(Recorded information):
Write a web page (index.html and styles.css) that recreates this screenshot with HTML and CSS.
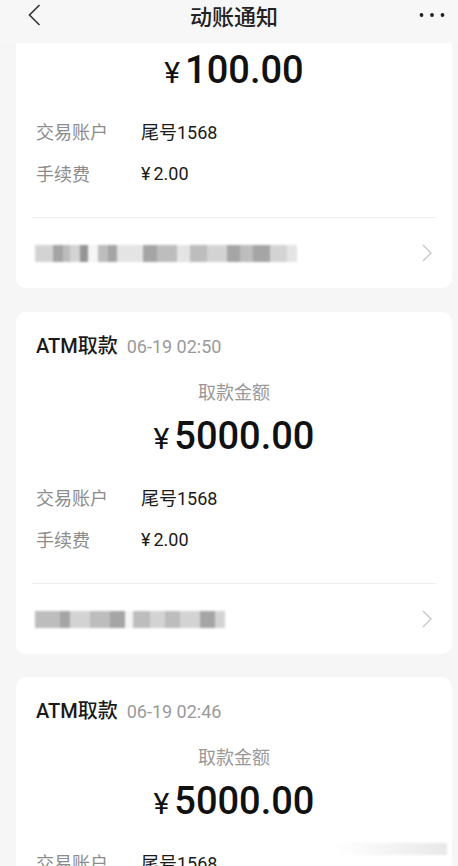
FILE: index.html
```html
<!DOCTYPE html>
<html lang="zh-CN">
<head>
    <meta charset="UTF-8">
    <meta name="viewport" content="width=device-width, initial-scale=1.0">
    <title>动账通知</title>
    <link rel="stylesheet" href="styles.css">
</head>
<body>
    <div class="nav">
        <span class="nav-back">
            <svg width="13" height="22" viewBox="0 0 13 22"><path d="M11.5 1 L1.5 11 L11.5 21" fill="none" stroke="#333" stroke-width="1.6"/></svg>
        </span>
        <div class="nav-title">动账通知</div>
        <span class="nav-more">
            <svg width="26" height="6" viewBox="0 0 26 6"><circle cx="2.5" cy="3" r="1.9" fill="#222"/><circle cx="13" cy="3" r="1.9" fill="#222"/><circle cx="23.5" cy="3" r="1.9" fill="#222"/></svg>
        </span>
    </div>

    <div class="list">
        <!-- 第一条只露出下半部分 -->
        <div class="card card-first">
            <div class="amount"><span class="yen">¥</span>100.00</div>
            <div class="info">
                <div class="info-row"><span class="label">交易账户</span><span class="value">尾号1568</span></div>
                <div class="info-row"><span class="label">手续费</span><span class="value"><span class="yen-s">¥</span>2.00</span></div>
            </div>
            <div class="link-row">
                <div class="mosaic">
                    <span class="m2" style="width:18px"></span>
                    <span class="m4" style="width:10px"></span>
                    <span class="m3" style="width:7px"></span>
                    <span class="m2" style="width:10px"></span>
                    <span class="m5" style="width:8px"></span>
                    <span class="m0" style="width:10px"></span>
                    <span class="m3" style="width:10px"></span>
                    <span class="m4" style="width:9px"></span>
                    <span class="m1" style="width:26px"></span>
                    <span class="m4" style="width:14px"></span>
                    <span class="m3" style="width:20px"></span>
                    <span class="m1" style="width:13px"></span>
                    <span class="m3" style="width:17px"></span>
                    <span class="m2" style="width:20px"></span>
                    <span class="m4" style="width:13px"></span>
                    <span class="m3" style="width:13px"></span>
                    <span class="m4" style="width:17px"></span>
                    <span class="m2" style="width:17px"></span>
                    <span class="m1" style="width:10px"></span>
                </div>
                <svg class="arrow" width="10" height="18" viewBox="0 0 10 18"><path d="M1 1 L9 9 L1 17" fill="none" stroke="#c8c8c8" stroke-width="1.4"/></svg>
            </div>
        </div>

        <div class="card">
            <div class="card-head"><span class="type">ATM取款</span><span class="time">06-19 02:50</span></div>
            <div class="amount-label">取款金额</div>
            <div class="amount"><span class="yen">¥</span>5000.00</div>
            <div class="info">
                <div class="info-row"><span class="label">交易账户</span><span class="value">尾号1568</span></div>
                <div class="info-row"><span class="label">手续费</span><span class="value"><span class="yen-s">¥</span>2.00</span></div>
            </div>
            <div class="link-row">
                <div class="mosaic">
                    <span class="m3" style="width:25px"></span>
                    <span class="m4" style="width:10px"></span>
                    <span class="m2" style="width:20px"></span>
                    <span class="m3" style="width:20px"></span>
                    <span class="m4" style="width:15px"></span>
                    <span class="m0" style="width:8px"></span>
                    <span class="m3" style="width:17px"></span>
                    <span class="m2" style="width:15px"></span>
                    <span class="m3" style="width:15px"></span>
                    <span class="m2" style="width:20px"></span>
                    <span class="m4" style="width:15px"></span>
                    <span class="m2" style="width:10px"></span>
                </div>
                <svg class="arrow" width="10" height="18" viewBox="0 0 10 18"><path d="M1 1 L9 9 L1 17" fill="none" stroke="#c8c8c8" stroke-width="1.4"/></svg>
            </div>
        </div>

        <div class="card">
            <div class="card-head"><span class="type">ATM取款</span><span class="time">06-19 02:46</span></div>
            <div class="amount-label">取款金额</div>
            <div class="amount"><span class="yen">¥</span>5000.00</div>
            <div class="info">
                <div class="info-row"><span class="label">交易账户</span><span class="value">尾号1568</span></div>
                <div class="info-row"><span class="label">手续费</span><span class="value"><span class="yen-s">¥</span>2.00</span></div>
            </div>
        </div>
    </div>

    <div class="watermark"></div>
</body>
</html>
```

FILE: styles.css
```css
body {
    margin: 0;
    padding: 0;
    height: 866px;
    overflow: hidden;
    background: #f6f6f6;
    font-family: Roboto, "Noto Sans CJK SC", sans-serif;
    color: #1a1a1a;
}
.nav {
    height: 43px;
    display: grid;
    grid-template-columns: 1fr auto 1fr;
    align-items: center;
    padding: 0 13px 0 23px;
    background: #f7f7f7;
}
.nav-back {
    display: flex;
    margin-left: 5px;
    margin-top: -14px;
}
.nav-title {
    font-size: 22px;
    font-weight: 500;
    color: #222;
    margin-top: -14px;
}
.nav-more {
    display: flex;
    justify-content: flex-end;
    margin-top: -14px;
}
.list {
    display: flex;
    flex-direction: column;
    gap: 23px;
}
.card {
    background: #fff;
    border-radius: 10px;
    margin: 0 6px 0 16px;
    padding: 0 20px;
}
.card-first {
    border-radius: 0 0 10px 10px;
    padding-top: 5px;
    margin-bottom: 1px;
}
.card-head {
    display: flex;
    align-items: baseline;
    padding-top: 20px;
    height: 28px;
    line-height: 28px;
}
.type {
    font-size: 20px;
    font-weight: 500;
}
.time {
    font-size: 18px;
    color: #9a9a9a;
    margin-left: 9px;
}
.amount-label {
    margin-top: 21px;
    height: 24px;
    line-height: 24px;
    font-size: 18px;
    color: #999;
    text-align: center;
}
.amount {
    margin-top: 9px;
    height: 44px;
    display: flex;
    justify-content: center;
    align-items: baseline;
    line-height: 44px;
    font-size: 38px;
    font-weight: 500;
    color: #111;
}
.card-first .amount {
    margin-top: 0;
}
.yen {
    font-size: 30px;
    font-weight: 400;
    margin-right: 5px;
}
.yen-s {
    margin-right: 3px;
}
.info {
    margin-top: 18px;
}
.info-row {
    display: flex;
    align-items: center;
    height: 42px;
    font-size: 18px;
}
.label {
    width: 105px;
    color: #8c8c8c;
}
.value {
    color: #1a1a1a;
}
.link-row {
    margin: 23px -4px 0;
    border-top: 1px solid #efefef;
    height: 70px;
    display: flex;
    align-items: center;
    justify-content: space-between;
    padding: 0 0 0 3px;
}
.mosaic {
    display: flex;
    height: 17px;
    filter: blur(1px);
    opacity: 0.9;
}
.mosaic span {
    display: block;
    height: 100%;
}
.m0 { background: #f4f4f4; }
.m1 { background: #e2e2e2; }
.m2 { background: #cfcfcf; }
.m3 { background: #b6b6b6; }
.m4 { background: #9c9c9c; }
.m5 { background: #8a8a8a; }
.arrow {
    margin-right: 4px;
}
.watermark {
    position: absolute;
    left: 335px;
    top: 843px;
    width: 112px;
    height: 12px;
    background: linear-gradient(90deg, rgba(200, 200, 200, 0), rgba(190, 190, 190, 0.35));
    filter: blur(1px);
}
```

(Problem statement): Every line above should be repeated exactly; pictures stay out of the copy.

(Problem solution):
Write a web page (index.html and styles.css) that recreates this screenshot with HTML and CSS.
FILE: index.html
```html
<!DOCTYPE html>
<html lang="zh-CN">
<head>
    <meta charset="UTF-8">
    <meta name="viewport" content="width=device-width, initial-scale=1.0">
    <title>动账通知</title>
    <link rel="stylesheet" href="styles.css">
</head>
<body>
    <div class="nav">
        <span class="nav-back">
            <svg width="13" height="22" viewBox="0 0 13 22"><path d="M11.5 1 L1.5 11 L11.5 21" fill="none" stroke="#333" stroke-width="1.6"/></svg>
        </span>
        <div class="nav-title">动账通知</div>
        <span class="nav-more">
            <svg width="26" height="6" viewBox="0 0 26 6"><circle cx="2.5" cy="3" r="1.9" fill="#222"/><circle cx="13" cy="3" r="1.9" fill="#222"/><circle cx="23.5" cy="3" r="1.9" fill="#222"/></svg>
        </span>
    </div>

    <div class="list">
        <!-- 第一条只露出下半部分 -->
        <div class="card card-first">
            <div class="amount"><span class="yen">¥</span>100.00</div>
            <div class="info">
                <div class="info-row"><span class="label">交易账户</span><span class="value">尾号1568</span></div>
                <div class="info-row"><span class="label">手续费</span><span class="value"><span class="yen-s">¥</span>2.00</span></div>
            </div>
            <div class="link-row">
                <div class="mosaic">
                    <span class="m2" style="width:18px"></span>
                    <span class="m4" style="width:10px"></span>
                    <span class="m3" style="width:7px"></span>
                    <span class="m2" style="width:10px"></span>
                    <span class="m5" style="width:8px"></span>
                    <span class="m0" style="width:10px"></span>
                    <span class="m3" style="width:10px"></span>
                    <span class="m4" style="width:9px"></span>
                    <span class="m1" style="width:26px"></span>
                    <span class="m4" style="width:14px"></span>
                    <span class="m3" style="width:20px"></span>
                    <span class="m1" style="width:13px"></span>
                    <span class="m3" style="width:17px"></span>
                    <span class="m2" style="width:20px"></span>
                    <span class="m4" style="width:13px"></span>
                    <span class="m3" style="width:13px"></span>
                    <span class="m4" style="width:17px"></span>
                    <span class="m2" style="width:17px"></span>
                    <span class="m1" style="width:10px"></span>
                </div>
                <svg class="arrow" width="10" height="18" viewBox="0 0 10 18"><path d="M1 1 L9 9 L1 17" fill="none" stroke="#c8c8c8" stroke-width="1.4"/></svg>
            </div>
        </div>

        <div class="card">
            <div class="card-head"><span class="type">ATM取款</span><span class="time">06-19 02:50</span></div>
            <div class="amount-label">取款金额</div>
            <div class="amount"><span class="yen">¥</span>5000.00</div>
            <div class="info">
                <div class="info-row"><span class="label">交易账户</span><span class="value">尾号1568</span></div>
                <div class="info-row"><span class="label">手续费</span><span class="value"><span class="yen-s">¥</span>2.00</span></div>
            </div>
            <div class="link-row">
                <div class="mosaic">
                    <span class="m3" style="width:25px"></span>
                    <span class="m4" style="width:10px"></span>
                    <span class="m2" style="width:20px"></span>
                    <span class="m3" style="width:20px"></span>
                    <span class="m4" style="width:15px"></span>
                    <span class="m0" style="width:8px"></span>
                    <span class="m3" style="width:17px"></span>
                    <span class="m2" style="width:15px"></span>
                    <span class="m3" style="width:15px"></span>
                    <span class="m2" style="width:20px"></span>
                    <span class="m4" style="width:15px"></span>
                    <span class="m2" style="width:10px"></span>
                </div>
                <svg class="arrow" width="10" height="18" viewBox="0 0 10 18"><path d="M1 1 L9 9 L1 17" fill="none" stroke="#c8c8c8" stroke-width="1.4"/></svg>
            </div>
        </div>

        <div class="card">
            <div class="card-head"><span class="type">ATM取款</span><span class="time">06-19 02:46</span></div>
            <div class="amount-label">取款金额</div>
            <div class="amount"><span class="yen">¥</span>5000.00</div>
            <div class="info">
                <div class="info-row"><span class="label">交易账户</span><span class="value">尾号1568</span></div>
                <div class="info-row"><span class="label">手续费</span><span class="value"><span class="yen-s">¥</span>2.00</span></div>
            </div>
        </div>
    </div>

    <div class="watermark"></div>
</body>
</html>
```

FILE: styles.css
```css
body {
    margin: 0;
    padding: 0;
    height: 866px;
    overflow: hidden;
    background: #f6f6f6;
    font-family: Roboto, "Noto Sans CJK SC", sans-serif;
    color: #1a1a1a;
}
.nav {
    height: 43px;
    display: grid;
    grid-template-columns: 1fr auto 1fr;
    align-items: center;
    padding: 0 13px 0 23px;
    background: #f7f7f7;
}
.nav-back {
    display: flex;
    margin-left: 5px;
    margin-top: -14px;
}
.nav-title {
    font-size: 22px;
    font-weight: 500;
    color: #222;
    margin-top: -14px;
}
.nav-more {
    display: flex;
    justify-content: flex-end;
    margin-top: -14px;
}
.list {
    display: flex;
    flex-direction: column;
    gap: 23px;
}
.card {
    background: #fff;
    border-radius: 10px;
    margin: 0 6px 0 16px;
    padding: 0 20px;
}
.card-first {
    border-radius: 0 0 10px 10px;
    padding-top: 5px;
    margin-bottom: 1px;
}
.card-head {
    display: flex;
    align-items: baseline;
    padding-top: 20px;
    height: 28px;
    line-height: 28px;
}
.type {
    font-size: 20px;
    font-weight: 500;
}
.time {
    font-size: 18px;
    color: #9a9a9a;
    margin-left: 9px;
}
.amount-label {
    margin-top: 21px;
    height: 24px;
    line-height: 24px;
    font-size: 18px;
    color: #999;
    text-align: center;
}
.amount {
    margin-top: 9px;
    height: 44px;
    display: flex;
    justify-content: center;
    align-items: baseline;
    line-height: 44px;
    font-size: 38px;
    font-weight: 500;
    color: #111;
}
.card-first .amount {
    margin-top: 0;
}
.yen {
    font-size: 30px;
    font-weight: 400;
    margin-right: 5px;
}
.yen-s {
    margin-right: 3px;
}
.info {
    margin-top: 18px;
}
.info-row {
    display: flex;
    align-items: center;
    height: 42px;
    font-size: 18px;
}
.label {
    width: 105px;
    color: #8c8c8c;
}
.value {
    color: #1a1a1a;
}
.link-row {
    margin: 23px -4px 0;
    border-top: 1px solid #efefef;
    height: 70px;
    display: flex;
    align-items: center;
    justify-content: space-between;
    padding: 0 0 0 3px;
}
.mosaic {
    display: flex;
    height: 17px;
    filter: blur(1px);
    opacity: 0.9;
}
.mosaic span {
    display: block;
    height: 100%;
}
.m0 { background: #f4f4f4; }
.m1 { background: #e2e2e2; }
.m2 { background: #cfcfcf; }
.m3 { background: #b6b6b6; }
.m4 { background: #9c9c9c; }
.m5 { background: #8a8a8a; }
.arrow {
    margin-right: 4px;
}
.watermark {
    position: absolute;
    left: 335px;
    top: 843px;
    width: 112px;
    height: 12px;
    background: linear-gradient(90deg, rgba(200, 200, 200, 0), rgba(190, 190, 190, 0.35));
    filter: blur(1px);
}
```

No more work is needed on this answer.